The vocal-orchestral-electronic mix has a glorious complexity and an ambitious foregrounding one hears less frequently nowadays but is no less the welcome for its rarity. The combination of the various iterations of the poetry combined with the highly voluble syntactical whole of words and sound-color lucidity-abundance makes for exceptional listening. It is music not afraid of reaching for the stars as it simultaneously explores the many human poetic-soulful aspects of living existence.

The 45-minute, 12-part unfolding of the work sequence dramatically arcs through meaning universes that reflect on how life feels as time lives through us all.
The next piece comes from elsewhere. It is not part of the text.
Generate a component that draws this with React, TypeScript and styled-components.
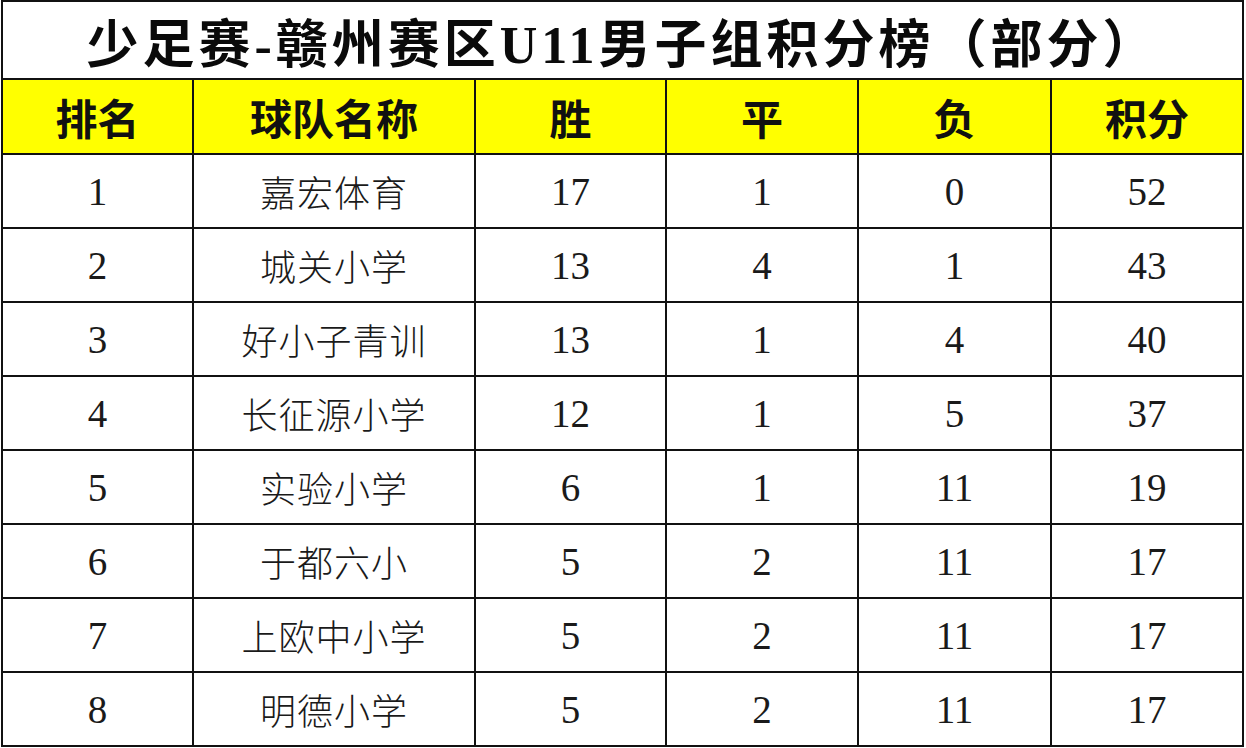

I will leave the poetic-semantic particulars to the listening experience. Suffice to say there is a dramatic thoughtfulness to the whole that affords us deep meaning and a most artful fullness in the end.

The level of expression is consistently vibrant with the capital /a/ of Modern Musical Arts ever present. The many faceted whole of this work benefits greatly by excellent recorded sound and magnificent performances by Aikin and Herschenfeld, with precision dramatics by Rose and the BMOP that give all the character one might hope for to this music. The BMOP triumphs in ways one can applaud without hesitation.

Felder gives us a uniquely personal reflection in a work that wears the cloak of our present time in a manner one can only hope future generations will look back upon with approval. This is a milestone work in heartfully moving performance. Hear this by all means.